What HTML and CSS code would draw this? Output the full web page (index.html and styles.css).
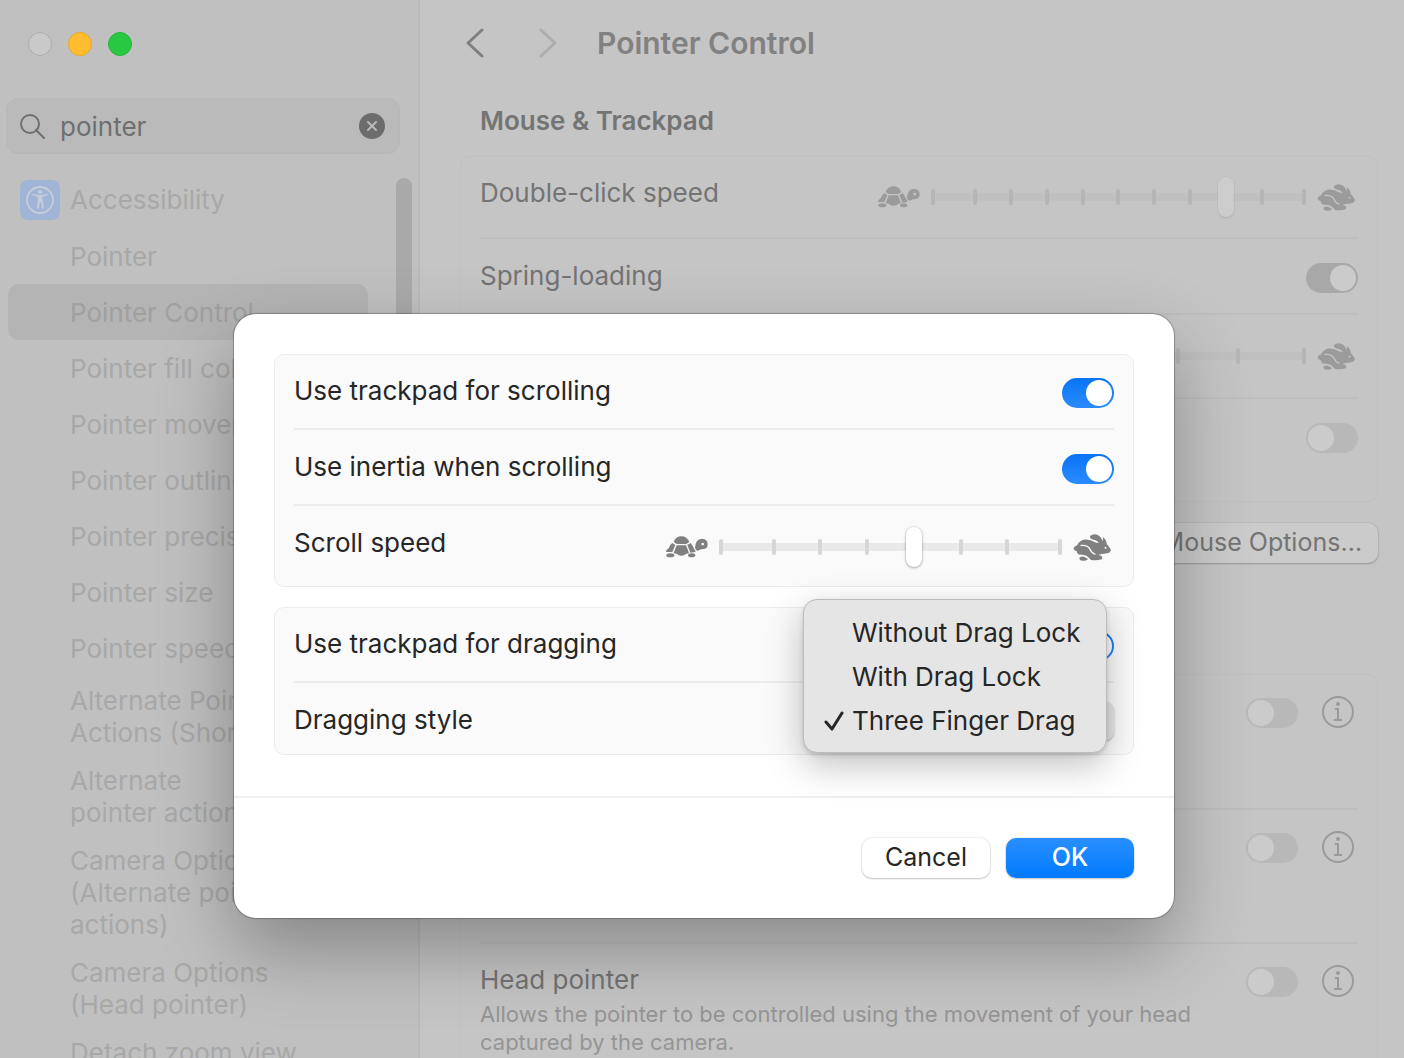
FILE: index.html
```html
<!DOCTYPE html>
<html lang="en">
<head>
<meta charset="utf-8">
<title>Pointer Control</title>
<link rel="stylesheet" href="styles.css">
</head>
<body>
<svg class="defs" aria-hidden="true">
  <symbol id="turtle" viewBox="78 108 126 64">
    <path d="M101 125Q107 108 124 108Q141 108 148 125L139 131H110Z"/>
    <path d="M97 128L106 134L97 155L79 155Q77 152 80 149Q87 145 89 138Q91 132 97 128Z"/>
    <path d="M152 128L142 134L151 157L166 155Q168 152 163 147Q158 135 152 128Z"/>
    <path d="M110 135H138L147 158Q144 160 139 160Q133 166 124 166Q115 166 110 160Q104 160 101 158Z"/>
    <ellipse cx="91" cy="165" rx="12" ry="6"/>
    <ellipse cx="155" cy="165" rx="11" ry="6"/>
    <path fill-rule="evenodd" d="M165 143Q166 116 186 115Q204 116 203 133Q202 146 190 146Q180 146 174 151Q169 153 165 143ZM188 127a4 4 0 1 0 .1 0Z"/>
  </symbol>
  <symbol id="rabbit" viewBox="1298 98 114 82">
    <path d="M1299 142Q1301 134 1309 133Q1318 116 1334 115Q1350 114 1364 123Q1371 126 1376 124Q1368 117 1357 115Q1345 111 1350 103Q1360 95 1373 101Q1383 106 1388 119Q1389 113 1387 107Q1399 114 1400 129Q1405 132 1406 137Q1413 143 1412 150Q1408 158 1396 157Q1384 158 1374 162L1383 164Q1388 168 1385 175Q1370 179 1352 177Q1345 168 1338 164Q1328 160 1314 160Q1309 156 1308 150Q1300 149 1299 142Z"/>
    <path class="cut" d="M1322 133Q1341 131 1349 144Q1354 156 1364 159"/>
    <circle class="eye" cx="1396" cy="140" r="3"/>
    <path d="M1317 170Q1325 163 1335 169L1343 174Q1340 181 1326 179Q1315 178 1317 170Z"/>
  </symbol>
  <symbol id="info" viewBox="0 0 34 34">
    <circle cx="17" cy="17" r="15" fill="none" stroke="currentColor" stroke-width="2"/>
    <circle cx="17" cy="9" r="2"/>
    <path d="M14 14H17V25M13 25H21" fill="none" stroke="currentColor" stroke-width="2"/>
  </symbol>
</svg>

<div class="window">
  <aside class="sidebar">
    <div class="lights">
      <button class="light" aria-label="Close"></button>
      <button class="light light-min" aria-label="Minimize"></button>
      <button class="light light-zoom" aria-label="Zoom"></button>
    </div>
    <div class="search">
      <svg class="search-icon" viewBox="0 0 26 26" aria-hidden="true"><circle cx="11" cy="11" r="9"/><path d="M17 17L25 25"/></svg>
      <input type="text" aria-label="Search" value="pointer">
      <button class="clear" aria-label="Clear"><svg viewBox="0 0 26 26" aria-hidden="true"><circle cx="13" cy="13" r="13"/><path d="M9 9L17 17M17 9L9 17"/></svg></button>
    </div>
    <div class="results">
      <ul class="list">
        <li><a class="item item-top" href="#"><svg class="app" viewBox="0 0 40 40" aria-hidden="true"><rect width="40" height="40" rx="8"/><circle class="ring" cx="20" cy="20" r="13"/><circle class="fig" cx="20" cy="12" r="2"/><path class="fig" d="M12 15L18 17L17 28L19 29L20 22L21 22L22 29L24 28L22 17L28 15L28 14L20 15L12 14Z"/></svg>Accessibility</a></li>
        <li><a class="item" href="#">Pointer</a></li>
        <li><a class="item selected" href="#" aria-current="page">Pointer Control</a></li>
        <li><a class="item" href="#">Pointer fill color</a></li>
        <li><a class="item" href="#">Pointer movement</a></li>
        <li><a class="item" href="#">Pointer outline color</a></li>
        <li><a class="item" href="#">Pointer precision</a></li>
        <li><a class="item" href="#">Pointer size</a></li>
        <li><a class="item" href="#">Pointer speed</a></li>
        <li><a class="item multi" href="#">Alternate Pointer<br>Actions (Shortcut)</a></li>
        <li><a class="item multi" href="#">Alternate<br>pointer actions</a></li>
        <li><a class="item multi" href="#">Camera Options<br>(Alternate pointer<br>actions)</a></li>
        <li><a class="item multi" href="#">Camera Options<br>(Head pointer)</a></li>
        <li><a class="item multi" href="#">Detach zoom view</a></li>
      </ul>
      <div class="scroller"></div>
    </div>
  </aside>

  <main class="content">
    <header class="bar">
      <button class="nav" aria-label="Back"><svg viewBox="0 0 18 30"><path d="M16 2L2 15L16 28"/></svg></button>
      <button class="nav nav-off" aria-label="Forward"><svg viewBox="0 0 18 30"><path d="M2 2L16 15L2 28"/></svg></button>
      <h1>Pointer Control</h1>
    </header>

    <h2>Mouse &amp; Trackpad</h2>
    <section class="group">
      <div class="row row-slider">
        <label for="dbl">Double-click speed</label>
        <div class="speed">
          <svg class="turtle"><use href="#turtle"/></svg>
          <div class="slider slider-wide"><div class="ticks"><i></i><i></i><i></i><i></i><i></i><i></i><i></i><i></i><i></i><i></i><i></i></div><input id="dbl" type="range" min="0" max="10" value="8"></div>
          <svg class="rabbit"><use href="#rabbit"/></svg>
        </div>
      </div>
      <div class="row">
        <label for="spring">Spring-loading</label>
        <input class="switch" id="spring" type="checkbox" checked>
      </div>
      <div class="row row-slider">
        <label for="springspeed">Spring-loading speed</label>
        <div class="speed">
          <svg class="turtle"><use href="#turtle"/></svg>
          <div class="slider slider-wide"><div class="ticks"><i></i><i></i><i></i><i></i><i></i><i></i><i></i></div><input id="springspeed" type="range" min="0" max="6" value="3"></div>
          <svg class="rabbit"><use href="#rabbit"/></svg>
        </div>
      </div>
      <div class="row row-tall">
        <label for="ignore">Ignore built-in trackpad when mouse<br>or wireless trackpad is present</label>
        <input class="switch" id="ignore" type="checkbox">
      </div>
    </section>
    <div class="actions">
      <button class="push">Trackpad Options…</button>
      <button class="push">Mouse Options…</button>
    </div>

    <h2>Alternative Control Methods</h2>
    <section class="group">
      <div class="row row-detail">
        <div class="text"><label for="keys">Mouse Keys</label><p>Allows the pointer to be controlled using the number pad.</p></div>
        <input class="switch" id="keys" type="checkbox">
        <button class="info" aria-label="Mouse Keys details"><svg><use href="#info"/></svg></button>
      </div>
      <div class="row row-detail">
        <div class="text"><label for="alt">Alternate pointer actions</label><p>Allows a switch to be used in place of mouse buttons.</p></div>
        <input class="switch" id="alt" type="checkbox">
        <button class="info" aria-label="Alternate pointer actions details"><svg><use href="#info"/></svg></button>
      </div>
      <div class="row row-detail">
        <div class="text"><label for="head">Head pointer</label><p>Allows the pointer to be controlled using the movement of your head captured by the camera.</p></div>
        <input class="switch" id="head" type="checkbox">
        <button class="info" aria-label="Head pointer details"><svg><use href="#info"/></svg></button>
      </div>
    </section>
  </main>
</div>

<div class="overlay">
  <div class="dialog" role="dialog" aria-modal="true" aria-label="Trackpad Options">
    <div class="body">
      <section class="group">
        <div class="row">
          <label for="scroll">Use trackpad for scrolling</label>
          <input class="switch" id="scroll" type="checkbox" checked>
        </div>
        <div class="row">
          <label for="inertia">Use inertia when scrolling</label>
          <input class="switch" id="inertia" type="checkbox" checked>
        </div>
        <div class="row row-slider">
          <label for="speed">Scroll speed</label>
          <div class="speed">
            <svg class="turtle"><use href="#turtle"/></svg>
            <div class="slider"><div class="ticks"><i></i><i></i><i></i><i></i><i></i><i></i><i></i><i></i></div><input id="speed" type="range" min="0" max="7" value="4"></div>
            <svg class="rabbit"><use href="#rabbit"/></svg>
          </div>
        </div>
      </section>
      <section class="group">
        <div class="row">
          <label for="drag">Use trackpad for dragging</label>
          <input class="switch" id="drag" type="checkbox" checked>
        </div>
        <div class="row row-popup">
          <label for="style">Dragging style</label>
          <select id="style"><option>Three Finger Drag</option></select>
        </div>
        <div class="menu" role="menu">
          <button role="menuitemradio" aria-checked="false">Without Drag Lock</button>
          <button role="menuitemradio" aria-checked="false">With Drag Lock</button>
          <button role="menuitemradio" aria-checked="true"><svg viewBox="0 0 20 20" aria-hidden="true"><path d="M2 11L8 18L18 2"/></svg>Three Finger Drag</button>
        </div>
      </section>
    </div>
    <footer>
      <button class="push">Cancel</button>
      <button class="push primary">OK</button>
    </footer>
  </div>
</div>
</body>
</html>
```
FILE: styles.css
```css
* { box-sizing: border-box; }

body {
  --paper: #c4c4c4;
  margin: 0;
  height: 100vh;
  overflow: hidden;
  position: relative;
  background: #c5c5c5;
  color: #747474;
  font: 26px/32px Inter, "Liberation Sans", sans-serif;
}

button, input, select { font: inherit; color: inherit; }
button { border: 0; padding: 0; background: none; }
h1, h2, p, ul { margin: 0; padding: 0; }
svg { display: block; }
.defs { position: absolute; width: 0; height: 0; }
.cut { fill: none; stroke: var(--paper); stroke-width: 4; stroke-linecap: round; }
.eye { fill: var(--paper); }

.window {
  display: grid;
  grid-template-columns: 420px minmax(0, 1fr);
  height: 100vh;
  overflow: hidden;
}

/* Sidebar */
.sidebar {
  background: #c0c0c0;
  border-right: 2px solid #bababa;
  padding-top: 32px;
}

.lights { display: flex; gap: 16px; padding-left: 28px; margin-bottom: 42px; }
.light { width: 24px; height: 24px; border-radius: 50%; background: #c9c9c9; border: 1px solid #adadad; }
.light-min { background: #febc2e; border-color: #e9a825; }
.light-zoom { background: #28c840; border-color: #22b437; }

.search {
  display: flex;
  align-items: center;
  height: 56px;
  margin: 0 18px 0 6px;
  padding: 0 14px 0 12px;
  border: 1px solid #b7b7b7;
  border-radius: 12px;
  background: #bababa;
  color: #6f6f6f;
}
.search-icon { width: 26px; height: 26px; fill: none; stroke: #6f6f6f; stroke-width: 2; stroke-linecap: round; }
.search input { flex: 1; min-width: 0; padding: 2px 0 0; margin-left: 15px; border: 0; outline: 0; background: none; }
.clear svg { width: 26px; height: 26px; fill: #6c6c6c; stroke: #bababa; stroke-width: 2; stroke-linecap: round; }
.clear circle { stroke: none; }

.results { display: flex; justify-content: space-between; padding: 18px 6px 0 8px; }
.list { list-style: none; width: 360px; }
.item {
  display: flex;
  align-items: center;
  padding: 13px 0 11px 62px;
  border-radius: 10px;
  color: #a8a8a8;
  text-decoration: none;
  white-space: nowrap;
}
.item-top { padding: 8px 0 8px 12px; gap: 10px; }
.multi { padding-top: 9px; padding-bottom: 7px; }
.selected { background: #b4b4b4; color: #a0a0a0; }
.app { width: 40px; height: 40px; fill: #9fb4d6; }
.app .ring { fill: none; stroke: #c5ccd8; stroke-width: 2; }
.app .fig { fill: #c5ccd8; }
.scroller { width: 16px; height: 400px; margin-top: 6px; border-radius: 8px; background: #a9a9a9; }

/* Main column */
.bar { display: flex; align-items: center; height: 86px; padding-left: 46px; }
.nav svg { width: 18px; height: 30px; fill: none; stroke: #7f7f7f; stroke-width: 3; stroke-linecap: round; stroke-linejoin: round; }
.nav-off { margin: 0 40px 0 55px; }
.nav-off svg { stroke: #adadad; }
h1 { font-size: 30px; line-height: 32px; font-weight: 600; color: #818181; }
h2 { font-size: 26px; line-height: 32px; font-weight: 600; margin: 19px 60px; }

.content .group { margin: 0 26px 21px 40px; }
.group { border: 1px solid #c0c0c0; border-radius: 10px; padding: 0 19px; position: relative; }
.row { display: flex; justify-content: space-between; align-items: flex-start; height: 76px; padding-top: 20px; }
.row + .row { border-top: 2px solid #ececec; padding-top: 21px; }
.content .row + .row { border-color: #bebebe; }
.row .switch { margin: 3px 0 0; }
.row-slider { height: 80px; }
.row-tall { height: 104px; }
.content .row:nth-child(3) { height: 84px; }
.row-detail { height: 133px; gap: 23px; }
.content .row-detail + .row-detail { height: 134px; padding-top: 20px; }
.text { flex: 1; }
.text label { display: block; }
.text p { font-size: 22px; line-height: 28px; color: #959595; margin-top: 4px; max-width: 720px; }
.info { width: 34px; height: 34px; margin-right: 3px; color: #9a9a9a; }
.info svg { width: 34px; height: 34px; fill: currentColor; }

.actions { display: flex; justify-content: flex-end; gap: 16px; margin: 0 26px 60px; }
.push {
  height: 40px;
  padding: 0 16px 2px;
  border-radius: 10px;
  background: #cbcbcb;
  font-size: 25px;
  box-shadow: 0 0 1px 1px rgba(0, 0, 0, .06), 0 1px 2px rgba(0, 0, 0, .2);
}

/* Switches */
.switch {
  appearance: none;
  flex: none;
  width: 52px;
  height: 30px;
  padding: 2px;
  border-radius: 15px;
  background: #b8b8b8;
}
.switch::before { content: ""; display: block; width: 26px; height: 26px; border-radius: 50%; background: #cbcbcb; }
.switch:checked { background: #a8a8a8; }
.switch:checked::before { margin-left: auto; }
.dialog .switch:checked { background: linear-gradient(#0a74f4, #2a8bff); }
.dialog .switch::before { background: #fff; }

/* Speed sliders */
.speed { display: flex; align-items: center; gap: 11px; height: 40px; padding-right: 3px; color: #9b9b9b; }
.speed svg { fill: currentColor; }
.turtle { width: 42px; height: 22px; }
.rabbit { width: 38px; height: 27px; }
.slider { display: grid; align-items: center; width: 343px; }
.slider-wide { width: 375px; }
.ticks {
  grid-area: 1 / 1;
  display: flex;
  justify-content: space-between;
  padding: 0 6px;
  background: linear-gradient(#c0c0c0, #c0c0c0) center / 100% 8px no-repeat;
}
.ticks i { width: 4px; height: 16px; border-radius: 2px; background: #b5b5b5; }
.ticks i:first-child { margin: 0 6px 0 -6px; }
.ticks i:last-child { margin: 0 -6px 0 6px; }
.slider input { grid-area: 1 / 1; appearance: none; width: 100%; height: 40px; margin: 0; background: none; }
.slider input::-webkit-slider-thumb {
  appearance: none;
  width: 16px;
  height: 40px;
  border-radius: 8px;
  background: #cccccc;
  box-shadow: 0 0 1px 1px rgba(0, 0, 0, .02), 0 1px 2px rgba(0, 0, 0, .1);
}
.dialog .speed { color: #808080; }
.dialog .ticks { background-image: linear-gradient(#e9e9e9, #e9e9e9); }
.dialog .ticks i { background: #d6d6d6; }
.dialog .slider input::-webkit-slider-thumb { background: #fff; box-shadow: 0 0 1px 1px rgba(0, 0, 0, .06), 0 1px 3px rgba(0, 0, 0, .3); }

/* Dialog */
.overlay { position: absolute; inset: 0; display: flex; justify-content: center; align-items: flex-start; padding: 314px 0 0 4px; }
.dialog {
  --paper: #fafafa;
  width: 940px;
  border-radius: 22px;
  background: #fff;
  color: #262626;
  box-shadow: 0 0 1px 1px rgba(0, 0, 0, .25), 0 32px 76px rgba(0, 0, 0, .3);
}
.body { display: grid; gap: 20px; padding: 40px 40px 41px; }
.dialog .group { background: #fafafa; border-color: #ececec; }
.dialog .row:first-child { height: 73px; }
.dialog .row-slider { height: 82px; }
.dialog .row-popup { height: 73px; }

select {
  appearance: none;
  width: 280px;
  height: 40px;
  margin: -3px 0 0;
  padding: 0 16px;
  border: 0;
  border-radius: 10px;
  background: #e6e6e6;
  box-shadow: 0 1px 2px rgba(0, 0, 0, .3);
}

.menu {
  position: absolute;
  right: 26px;
  bottom: 1px;
  width: 304px;
  display: grid;
  padding: 11px 0 9px;
  border: 1px solid #bcbcbc;
  border-radius: 14px;
  background: #e5e5e5;
  box-shadow: 0 12px 36px rgba(0, 0, 0, .25), 0 2px 4px rgba(0, 0, 0, .15);
}
.menu button { display: flex; align-items: center; gap: 8px; height: 44px; padding-left: 48px; white-space: nowrap; }
.menu button[aria-checked="true"] { padding-left: 20px; }
.menu svg { width: 20px; height: 20px; fill: none; stroke: #262626; stroke-width: 3; stroke-linecap: round; stroke-linejoin: round; }

footer { display: flex; justify-content: flex-end; gap: 16px; padding: 40px; border-top: 2px solid #f0f0f0; }
footer .push { width: 128px; background: #fff; }
footer .primary { background: linear-gradient(#2a8fff, #007aff); color: #fff; font-weight: 500; }
```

-=-=-=-=-

CHALLENGE:
Locate all lines that include the word "styles" and copy them out.

THE COMPLETED TASK:
What HTML and CSS code would draw this? Output the full web page (index.html and styles.css).
<link rel="stylesheet" href="styles.css">
FILE: styles.css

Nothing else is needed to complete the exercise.